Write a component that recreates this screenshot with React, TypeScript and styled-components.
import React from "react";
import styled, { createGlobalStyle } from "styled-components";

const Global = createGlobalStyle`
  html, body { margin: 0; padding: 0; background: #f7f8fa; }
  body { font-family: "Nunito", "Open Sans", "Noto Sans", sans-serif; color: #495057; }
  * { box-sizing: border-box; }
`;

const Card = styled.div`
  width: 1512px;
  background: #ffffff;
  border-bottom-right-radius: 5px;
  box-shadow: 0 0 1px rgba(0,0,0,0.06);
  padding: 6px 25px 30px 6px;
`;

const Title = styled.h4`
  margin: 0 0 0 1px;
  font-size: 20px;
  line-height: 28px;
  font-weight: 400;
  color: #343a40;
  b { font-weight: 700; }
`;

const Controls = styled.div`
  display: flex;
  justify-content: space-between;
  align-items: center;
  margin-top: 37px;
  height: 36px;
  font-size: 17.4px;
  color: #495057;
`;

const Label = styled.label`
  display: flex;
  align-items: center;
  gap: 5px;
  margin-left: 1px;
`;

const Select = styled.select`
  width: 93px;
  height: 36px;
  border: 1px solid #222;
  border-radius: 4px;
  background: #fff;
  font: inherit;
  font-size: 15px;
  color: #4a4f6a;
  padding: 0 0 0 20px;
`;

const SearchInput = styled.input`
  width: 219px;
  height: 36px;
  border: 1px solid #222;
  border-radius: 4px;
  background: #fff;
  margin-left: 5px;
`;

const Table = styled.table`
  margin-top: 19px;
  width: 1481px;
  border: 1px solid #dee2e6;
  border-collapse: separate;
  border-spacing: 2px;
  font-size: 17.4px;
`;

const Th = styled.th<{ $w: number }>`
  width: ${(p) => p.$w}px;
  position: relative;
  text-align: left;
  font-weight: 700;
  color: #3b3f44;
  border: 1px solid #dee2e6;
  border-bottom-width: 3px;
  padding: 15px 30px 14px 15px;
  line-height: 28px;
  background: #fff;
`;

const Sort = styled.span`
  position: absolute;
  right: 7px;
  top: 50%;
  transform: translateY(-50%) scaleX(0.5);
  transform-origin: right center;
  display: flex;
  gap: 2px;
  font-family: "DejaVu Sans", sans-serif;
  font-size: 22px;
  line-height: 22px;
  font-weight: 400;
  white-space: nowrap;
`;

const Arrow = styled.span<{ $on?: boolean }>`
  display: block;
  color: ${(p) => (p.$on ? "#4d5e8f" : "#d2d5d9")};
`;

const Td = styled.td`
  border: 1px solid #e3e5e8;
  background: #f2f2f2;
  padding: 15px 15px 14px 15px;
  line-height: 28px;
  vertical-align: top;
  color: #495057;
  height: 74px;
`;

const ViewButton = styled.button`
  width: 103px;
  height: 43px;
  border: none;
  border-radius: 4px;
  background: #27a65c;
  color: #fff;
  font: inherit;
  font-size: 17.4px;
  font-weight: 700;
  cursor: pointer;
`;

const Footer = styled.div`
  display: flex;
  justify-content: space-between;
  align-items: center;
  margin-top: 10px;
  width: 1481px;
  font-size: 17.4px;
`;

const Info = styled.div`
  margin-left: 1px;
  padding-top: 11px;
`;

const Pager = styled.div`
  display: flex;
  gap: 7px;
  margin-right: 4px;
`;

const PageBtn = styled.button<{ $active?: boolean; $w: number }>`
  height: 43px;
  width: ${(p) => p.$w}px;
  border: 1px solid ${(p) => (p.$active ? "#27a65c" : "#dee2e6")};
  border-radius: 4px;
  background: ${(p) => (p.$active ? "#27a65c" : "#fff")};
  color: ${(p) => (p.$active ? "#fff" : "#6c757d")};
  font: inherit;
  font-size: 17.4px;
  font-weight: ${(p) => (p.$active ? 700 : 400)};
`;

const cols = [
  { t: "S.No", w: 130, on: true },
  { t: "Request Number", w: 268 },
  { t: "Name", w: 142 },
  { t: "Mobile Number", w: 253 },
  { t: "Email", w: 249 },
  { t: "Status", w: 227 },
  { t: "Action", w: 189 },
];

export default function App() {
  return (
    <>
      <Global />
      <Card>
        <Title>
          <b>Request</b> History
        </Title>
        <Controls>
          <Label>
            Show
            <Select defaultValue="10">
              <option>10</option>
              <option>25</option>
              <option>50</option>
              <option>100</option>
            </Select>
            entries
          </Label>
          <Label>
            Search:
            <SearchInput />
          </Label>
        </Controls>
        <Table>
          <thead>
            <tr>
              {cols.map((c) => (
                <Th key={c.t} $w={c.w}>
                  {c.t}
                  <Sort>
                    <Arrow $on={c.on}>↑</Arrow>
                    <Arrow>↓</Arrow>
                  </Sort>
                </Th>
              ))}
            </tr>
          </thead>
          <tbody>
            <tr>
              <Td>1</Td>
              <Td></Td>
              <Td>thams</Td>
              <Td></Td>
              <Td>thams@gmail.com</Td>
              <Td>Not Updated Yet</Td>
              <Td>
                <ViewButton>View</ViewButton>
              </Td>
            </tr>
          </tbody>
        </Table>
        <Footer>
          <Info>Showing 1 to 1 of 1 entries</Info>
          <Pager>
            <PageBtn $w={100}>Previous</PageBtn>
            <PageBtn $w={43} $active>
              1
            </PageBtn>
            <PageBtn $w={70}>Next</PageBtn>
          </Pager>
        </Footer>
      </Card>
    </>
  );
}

=======

Given problem: Write down every line of the data exactly as it appears above.

Expected answer:
Write a component that recreates this screenshot with React, TypeScript and styled-components.
import React from "react";
import styled, { createGlobalStyle } from "styled-components";

const Global = createGlobalStyle`
  html, body { margin: 0; padding: 0; background: #f7f8fa; }
  body { font-family: "Nunito", "Open Sans", "Noto Sans", sans-serif; color: #495057; }
  * { box-sizing: border-box; }
`;

const Card = styled.div`
  width: 1512px;
  background: #ffffff;
  border-bottom-right-radius: 5px;
  box-shadow: 0 0 1px rgba(0,0,0,0.06);
  padding: 6px 25px 30px 6px;
`;

const Title = styled.h4`
  margin: 0 0 0 1px;
  font-size: 20px;
  line-height: 28px;
  font-weight: 400;
  color: #343a40;
  b { font-weight: 700; }
`;

const Controls = styled.div`
  display: flex;
  justify-content: space-between;
  align-items: center;
  margin-top: 37px;
  height: 36px;
  font-size: 17.4px;
  color: #495057;
`;

const Label = styled.label`
  display: flex;
  align-items: center;
  gap: 5px;
  margin-left: 1px;
`;

const Select = styled.select`
  width: 93px;
  height: 36px;
  border: 1px solid #222;
  border-radius: 4px;
  background: #fff;
  font: inherit;
  font-size: 15px;
  color: #4a4f6a;
  padding: 0 0 0 20px;
`;

const SearchInput = styled.input`
  width: 219px;
  height: 36px;
  border: 1px solid #222;
  border-radius: 4px;
  background: #fff;
  margin-left: 5px;
`;

const Table = styled.table`
  margin-top: 19px;
  width: 1481px;
  border: 1px solid #dee2e6;
  border-collapse: separate;
  border-spacing: 2px;
  font-size: 17.4px;
`;

const Th = styled.th<{ $w: number }>`
  width: ${(p) => p.$w}px;
  position: relative;
  text-align: left;
  font-weight: 700;
  color: #3b3f44;
  border: 1px solid #dee2e6;
  border-bottom-width: 3px;
  padding: 15px 30px 14px 15px;
  line-height: 28px;
  background: #fff;
`;

const Sort = styled.span`
  position: absolute;
  right: 7px;
  top: 50%;
  transform: translateY(-50%) scaleX(0.5);
  transform-origin: right center;
  display: flex;
  gap: 2px;
  font-family: "DejaVu Sans", sans-serif;
  font-size: 22px;
  line-height: 22px;
  font-weight: 400;
  white-space: nowrap;
`;

const Arrow = styled.span<{ $on?: boolean }>`
  display: block;
  color: ${(p) => (p.$on ? "#4d5e8f" : "#d2d5d9")};
`;

const Td = styled.td`
  border: 1px solid #e3e5e8;
  background: #f2f2f2;
  padding: 15px 15px 14px 15px;
  line-height: 28px;
  vertical-align: top;
  color: #495057;
  height: 74px;
`;

const ViewButton = styled.button`
  width: 103px;
  height: 43px;
  border: none;
  border-radius: 4px;
  background: #27a65c;
  color: #fff;
  font: inherit;
  font-size: 17.4px;
  font-weight: 700;
  cursor: pointer;
`;

const Footer = styled.div`
  display: flex;
  justify-content: space-between;
  align-items: center;
  margin-top: 10px;
  width: 1481px;
  font-size: 17.4px;
`;

const Info = styled.div`
  margin-left: 1px;
  padding-top: 11px;
`;

const Pager = styled.div`
  display: flex;
  gap: 7px;
  margin-right: 4px;
`;

const PageBtn = styled.button<{ $active?: boolean; $w: number }>`
  height: 43px;
  width: ${(p) => p.$w}px;
  border: 1px solid ${(p) => (p.$active ? "#27a65c" : "#dee2e6")};
  border-radius: 4px;
  background: ${(p) => (p.$active ? "#27a65c" : "#fff")};
  color: ${(p) => (p.$active ? "#fff" : "#6c757d")};
  font: inherit;
  font-size: 17.4px;
  font-weight: ${(p) => (p.$active ? 700 : 400)};
`;

const cols = [
  { t: "S.No", w: 130, on: true },
  { t: "Request Number", w: 268 },
  { t: "Name", w: 142 },
  { t: "Mobile Number", w: 253 },
  { t: "Email", w: 249 },
  { t: "Status", w: 227 },
  { t: "Action", w: 189 },
];

export default function App() {
  return (
    <>
      <Global />
      <Card>
        <Title>
          <b>Request</b> History
        </Title>
        <Controls>
          <Label>
            Show
            <Select defaultValue="10">
              <option>10</option>
              <option>25</option>
              <option>50</option>
              <option>100</option>
            </Select>
            entries
          </Label>
          <Label>
            Search:
            <SearchInput />
          </Label>
        </Controls>
        <Table>
          <thead>
            <tr>
              {cols.map((c) => (
                <Th key={c.t} $w={c.w}>
                  {c.t}
                  <Sort>
                    <Arrow $on={c.on}>↑</Arrow>
                    <Arrow>↓</Arrow>
                  </Sort>
                </Th>
              ))}
            </tr>
          </thead>
          <tbody>
            <tr>
              <Td>1</Td>
              <Td></Td>
              <Td>thams</Td>
              <Td></Td>
              <Td>thams@gmail.com</Td>
              <Td>Not Updated Yet</Td>
              <Td>
                <ViewButton>View</ViewButton>
              </Td>
            </tr>
          </tbody>
        </Table>
        <Footer>
          <Info>Showing 1 to 1 of 1 entries</Info>
          <Pager>
            <PageBtn $w={100}>Previous</PageBtn>
            <PageBtn $w={43} $active>
              1
            </PageBtn>
            <PageBtn $w={70}>Next</PageBtn>
          </Pager>
        </Footer>
      </Card>
    </>
  );
}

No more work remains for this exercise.